Brussels Sprouts

These adorable tiny cabbages might get a bad rap, but they are a delicious and ideal mid-winter cleansing food.

ROASTED ALMOND BRUSSELS SPROUTS

You will need:

  • 2 tablespoons extra virgin olive oil

  • 1 tablespoon stone ground brown mustard

  • 1 teaspoon caraway seeds

  • 1/2 cup almonds, chopped

  • 1 pound Brussels sprouts, trimmed and cut in half, rinsed and patted dry

  • ¼ teaspoon sea salt

Preheat the oven to 400 degrees and line a baking sheet with parchment paper.

In a large bowl, whisk together the olive oil, mustard, caraway seeds, and almonds.
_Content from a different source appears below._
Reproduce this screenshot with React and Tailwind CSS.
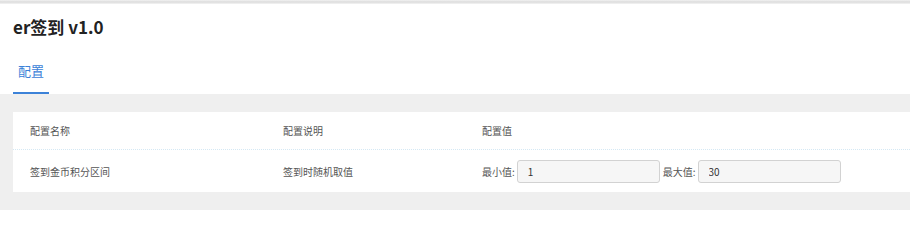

Add the trimmed Brussels sprouts to the mixture, toss well, then spread them in an even layer on the prepared pan. Season the Brussels sprouts with sea salt and roast for 20 minutes, tossing occasionally.
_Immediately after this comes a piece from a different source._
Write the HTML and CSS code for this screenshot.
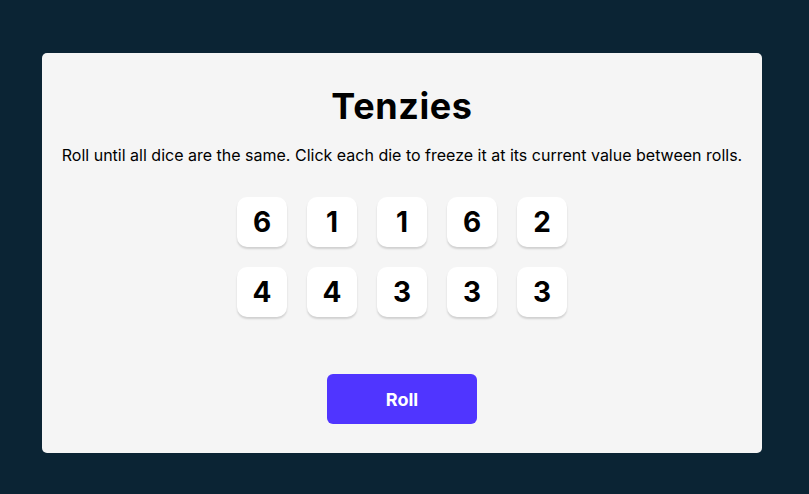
FILE: index.html
```html
<!DOCTYPE html>
<html>
<head>
<meta charset="utf-8">
<link rel="stylesheet" href="styles.css">
</head>
<body>
<main class="board">
  <h1 class="title">Tenzies</h1>
  <p class="instructions">Roll until all dice are the same. Click each die to freeze it at its current value between rolls.</p>
  <div class="dice">
    <button class="die">6</button>
    <button class="die">1</button>
    <button class="die">1</button>
    <button class="die">6</button>
    <button class="die">2</button>
    <button class="die">4</button>
    <button class="die">4</button>
    <button class="die">3</button>
    <button class="die">3</button>
    <button class="die">3</button>
  </div>
  <button class="roll">Roll</button>
</main>
</body>
</html>
```
FILE: styles.css
```css
html, body {
  margin: 0;
  padding: 0;
}
body {
  background: #0B2434;
  font-family: Inter, "Noto Sans", sans-serif;
  width: 809px;
  height: 494px;
  padding-top: 53px;
  padding-left: 42px;
  box-sizing: border-box;
}
.board {
  width: 720px;
  height: 400px;
  background: #F5F5F5;
  border-radius: 5px;
  display: flex;
  flex-direction: column;
  align-items: center;
  box-sizing: border-box;
  padding-top: 31px;
}
.title {
  margin: 0;
  font-size: 36px;
  font-weight: 700;
  line-height: 44px;
  color: #000;
  letter-spacing: 0.6px;
}
.instructions {
  margin: 17px 0 0;
  font-size: 16px;
  line-height: 20px;
  color: #000;
}
.dice {
  margin-top: 32px;
  display: grid;
  grid-template-columns: repeat(5, 50px);
  gap: 20px;
}
.die {
  width: 50px;
  height: 50px;
  border: none;
  border-radius: 10px;
  background: #FFFFFF;
  box-shadow: 0 2px 2px rgba(0, 0, 0, 0.15);
  font-family: Inter, "Noto Sans", sans-serif;
  font-size: 28px;
  font-weight: 700;
  color: #000;
  padding: 0;
}
.roll {
  margin-top: 57px;
  width: 150px;
  height: 50px;
  border: none;
  border-radius: 6px;
  background: #5035FF;
  color: #FFFFFF;
  font-family: Inter, "Noto Sans", sans-serif;
  font-size: 18px;
  font-weight: 700;
  padding: 0;
}
```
Enjoy with white bean velouté.

WHITE BEAN VELOUTE

Choose cannellini (white kidney) or Vermont yellow-eye beans.

To soak dry beans, place ½ cup in a large bowl and cover with 1 inch water. Soak for 8 hours or overnight.

Pour beans through strainer and allow to drain.
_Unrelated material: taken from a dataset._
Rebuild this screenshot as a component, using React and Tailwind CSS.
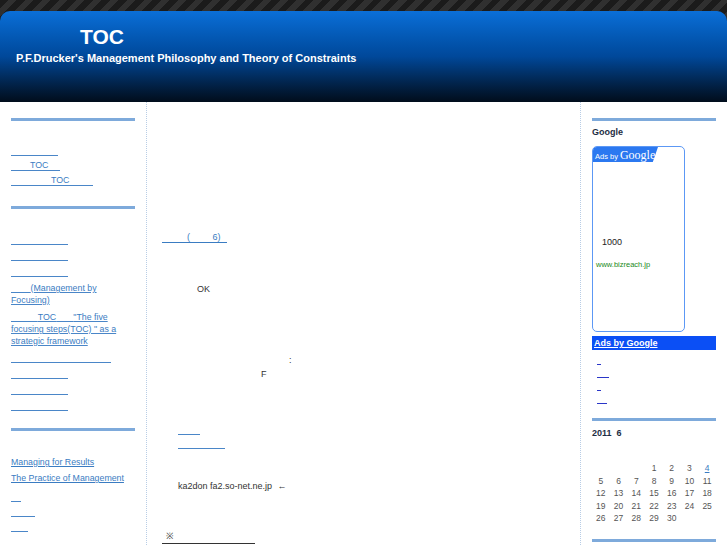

Rinse with water until liquid runs clear through strainer.

Pour into a stock pot with 3 cups water.

Cover pot and turn heat on high.

Bring to a boil, watching carefully to make sure that beans do not boil over.

Once the pot has come to a boil, remove lid and reduce to medium heat. Foam will form on top of the water. Use a spoon to skim off the foam. Repeat this step periodically as you notice more foam. Cook beans 1 hour or until tender.

Strain and rinse once more.

If using canned beans, choose ones with no salt added (I like Eden Organics). Strain and rinse before proceeding.

Meanwhile, make caramelized onions (see below).

Once beans are cooked, add:

  • ¼ cup olive oil

  • 1 tablespoon dried thyme

  • Salt and freshly ground black pepper

  • Caramelized onions (see below)

Purée in food processor or with immersion blender.

CARAMELIZED ONIONS

Choose 1 large yellow onion. Chop off top and bottom, peel skin and slice in half width-wise.

Place two halves flat on cutting board and slice each one into thin crescent moons. Follow the ridges of the onion when chopping.

Heat 2 Tablespoons olive oil in a skillet that has a matching lid.

When oil is hot, add onions, stir briefly with spatula, turn burner down to medium-low, and cover.

Simmer for 10 minutes, stirring occasionally.

Add salt and any desired spices and simmer for 15 more minutes, until onion starts to brown.

Add water if onion is sticking to the bottom of the skillet.